Quand il eut fini, il glissa l'elfe sous des draps propres.

Épuisé par cette dépense trop importante de magie, il regagna le bureau du maquereau. À mesure que l'ascenseur le descendait, il réfléchissait à l'identité de cette femme. Son pays devait tant lui manquer... Et peut-être aussi sa famille, le mage ne comprenait pas les liens du sang du fait de son appartenance raciale.

Il rejoignit donc Hardvar qui l'attendait assis à son bureau, le nez dans ses comptes. La prostituée qui lui massait les épaules fut congédiée.

— Alors ? As-tu sauvé mon petit oiseau ?

— Ce ne fut pas une mince affaire. Hardvar, tu dois convaincre tes clients de ne pas la maltraiter de la sorte. Je ne serai pas toujours là pour la guérir.

— Tu as raison. Mais cette garce se défend sauvagement à chaque fois et les hommes n'aiment pas quand les femmes sont droguées. Ils préfèrent la soumettre, d'où son état.

— Elle continuera de se battre. Le viol n'est jamais une perspective très engageante.

— Toi qui connais si bien la psychologie féminine, tu ne voudrais pas la raisonner ? Qu'elle accepte un peu de collaborer.

— Je parle très mal l'elfique.

— Elle connaît notre langue. Essaie de la convaincre que son sort n'est pas si terrible.

— Vos plans me semblent compromis. En plus, je ne connais rien de la culture de Calcienne.

— Ce n'est pas compliqué : les elfes sont racistes et pédants. Ils nous détestent et ne veulent qu'une chose : asseoir leur domination sur la dimension.

— L'entente sera merveilleuse... Bien ! Hardvar, je te laisse, je vais saluer les filles et partir. Rappelle simplement tes clients à l'ordre et tout se passera bien.

— Tiens, attrape.

Il lui lança une bourse en velours débordant de pièces d'or.

— N'hésite pas à repasser, Rehtan, c'est toujours un plaisir de collaborer avec toi.

Il avala sa salive, pressé de clore la conversation et s'éloigna de l'astre comme on s'échappe d'une mauvaise odeur.

Il traversa les couloirs et pénétra dans un vaste boudoir où les filles se préparaient et se restauraient.

— Boubou ! s'exclama la première, cela faisait longtemps !

Voilà comment son surnom s'était transformé.

— Toutes ces jolies dames vont bien ?

Une prostituée avec un élégant carré blond et à peine vêtue le rejoignit avant de lui prendre le bras sensuellement :

— Je crois avoir quelques démangeaisons sous ma lingerie, minauda-t-elle avec une fausse inquiétude dans la voix, ce serait bien que tu y jettes un œil.

— On verra ça une prochaine fois, Fûma. Je viens seulement pour vous saluer avant de m'éclipser.

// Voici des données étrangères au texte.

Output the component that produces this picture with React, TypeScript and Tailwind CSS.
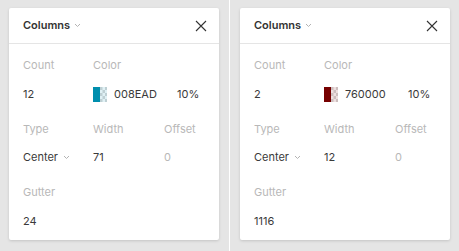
import React from "react";

type Panel = {
  count: string;
  color: string;
  hex: string;
  width: string;
  gutter: string;
};

function Chevron({ className }: { className?: string }) {
  return (
    <svg width="7" height="5" viewBox="0 0 7 5" className={className} fill="none">
      <path d="M1 1l2.5 2.5L6 1" stroke="#b3b3b3" strokeWidth="1" />
    </svg>
  );
}

function Swatch({ color }: { color: string }) {
  const cells = [];
  for (let r = 0; r < 5; r++) {
    for (let c = 0; c < 3; c++) {
      if ((r + c) % 2 === 0) {
        cells.push(<rect key={`${r}-${c}`} x={7 + c * 2.5} y={r * 3} width="2.5" height="3" fill="#d9d9d9" />);
      }
    }
  }
  return (
    <svg width="14" height="15" viewBox="0 0 14 15">
      <rect x="0" y="0" width="7" height="15" fill={color} />
      <rect x="7" y="0" width="7" height="15" fill="#ffffff" />
      {cells}
      <rect x="7" y="0" width="7" height="15" fill={color} opacity="0.12" />
    </svg>
  );
}

function ColumnsCard({ p }: { p: Panel }) {
  return (
    <div className="w-[210px] bg-white rounded-[2px] shadow-[0_1px_3px_rgba(0,0,0,0.15)] text-[11px] text-[#3a3a3a]">
      <div className="h-[36px] flex items-center justify-between border-b border-[#e5e5e5] pl-[14px] pr-[12px]">
        <div className="flex items-center gap-[4px]">
          <span className="font-semibold text-[#333]">Columns</span>
          <Chevron />
        </div>
        <svg width="12" height="12" viewBox="0 0 12 12" fill="none">
          <path d="M1 1l10 10M11 1L1 11" stroke="#333" strokeWidth="1.1" />
        </svg>
      </div>
      <div className="grid grid-cols-[70px_71px_1fr] pl-[14px] pt-[14px] pb-[11px]">
        <div className="h-[14px] flex items-center text-[#b8b8b8]">Count</div>
        <div className="h-[14px] col-span-2 flex items-center text-[#b8b8b8]">Color</div>

        <div className="mt-[14px] h-[16px] flex items-center">{p.count}</div>
        <div className="mt-[14px] h-[16px] col-span-2 flex items-center">
          <Swatch color={p.color} />
          <span className="ml-[7px] w-[63px]">{p.hex}</span>
          <span>10%</span>
        </div>

        <div className="mt-[20px] h-[14px] flex items-center text-[#b8b8b8]">Type</div>
        <div className="mt-[20px] h-[14px] flex items-center text-[#b8b8b8]">Width</div>
        <div className="mt-[20px] h-[14px] flex items-center text-[#b8b8b8]">Offset</div>

        <div className="mt-[13px] h-[16px] flex items-center gap-[5px]">
          <span>Center</span>
          <Chevron />
        </div>
        <div className="mt-[13px] h-[16px] flex items-center">{p.width}</div>
        <div className="mt-[13px] h-[16px] flex items-center text-[#b8b8b8]">0</div>

        <div className="mt-[20px] h-[14px] col-span-3 flex items-center text-[#b8b8b8]">Gutter</div>
        <div className="mt-[14px] h-[16px] col-span-3 flex items-center">{p.gutter}</div>
      </div>
    </div>
  );
}

export default function App() {
  const panels: Panel[] = [
    { count: "12", color: "#008EAD", hex: "008EAD", width: "71", gutter: "24" },
    { count: "2", color: "#760000", hex: "760000", width: "12", gutter: "1116" },
  ];

  return (
    <div
      className="w-[459px] h-[251px] flex bg-white"
      style={{ fontFamily: "Inter, 'Noto Sans', sans-serif" }}
    >
      {panels.map((p, i) => (
        <div
          key={i}
          className={`w-[229px] h-[251px] bg-[#e5e5e5] pt-[8px] ${i === 0 ? "pl-[9px]" : "ml-[1px] pl-[10px]"}`}
        >
          <ColumnsCard p={p} />
        </div>
      ))}
    </div>
  );
}
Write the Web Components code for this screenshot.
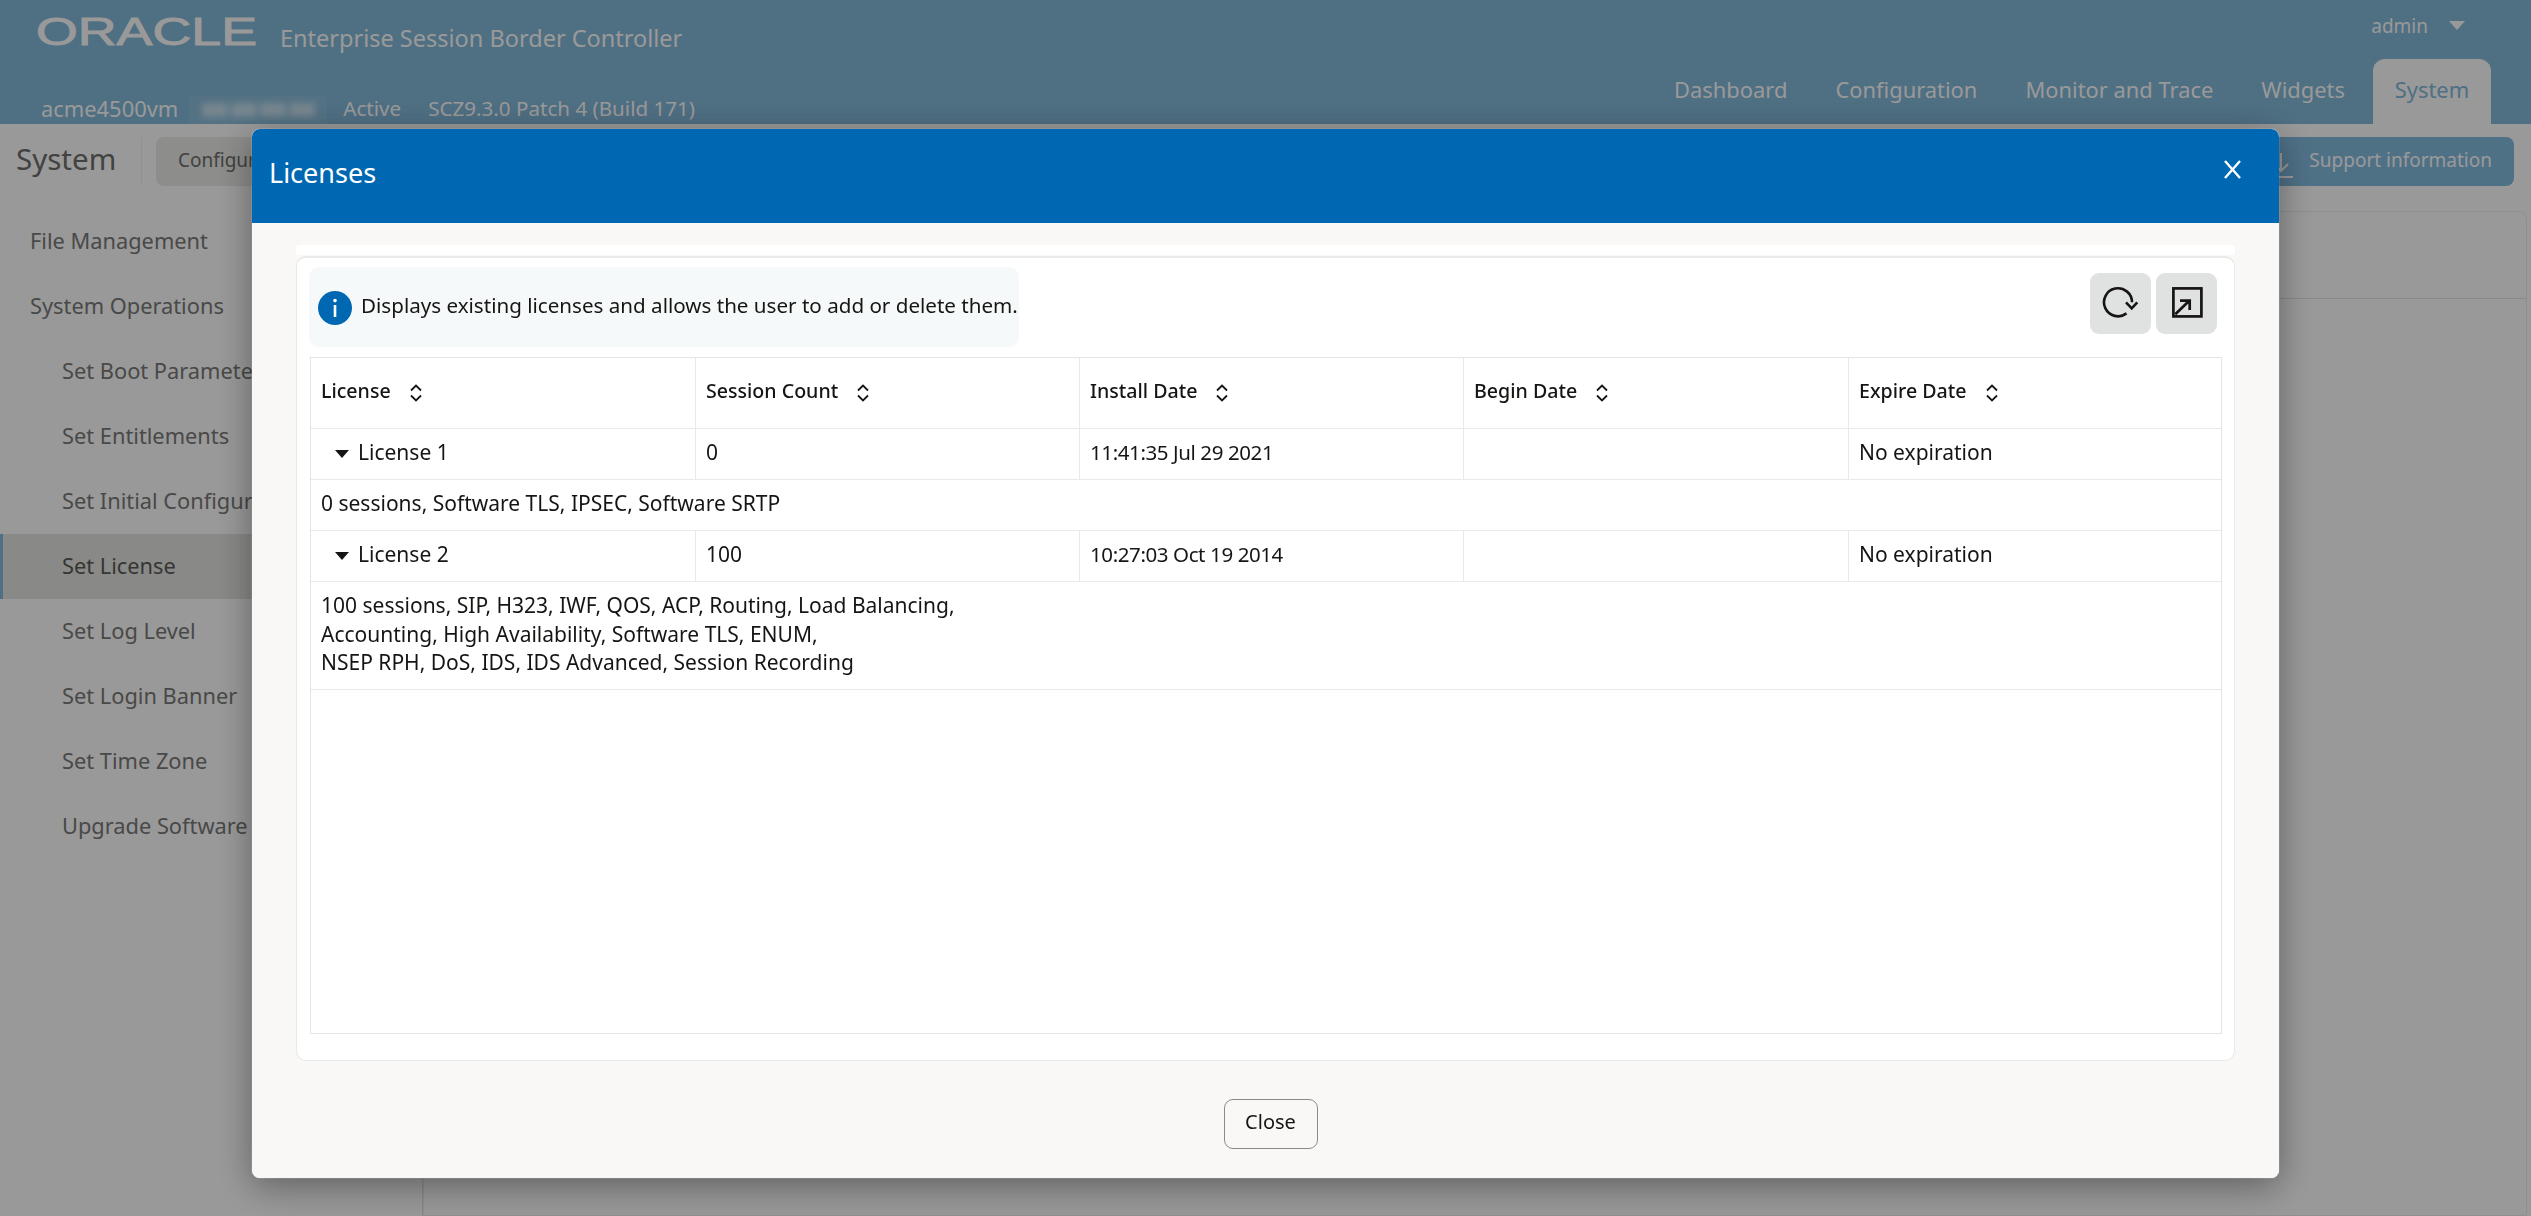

— Quoi ! s'écria une autre, tu nous abandonnes, Boubou ?

— Je suis fatigué, mille excuses...

Fûma grinça et saisit la bourse pleine d'or qui pensait à la ceinture de l'homme.

— Tu préférés désormais l'argent à notre amour ? Disparais, malotru !

Les prostituées rirent de leur déconvenue et saluèrent leur médecin. Rehtan leur envoya quelques baisers de la main et se hâta de sortir.

Voilà une journée bien particulière. Le sort de cette elfe le taraudait, aussi se promit-il de repasser dans les prochains jours afin de s'assurer de sa santé.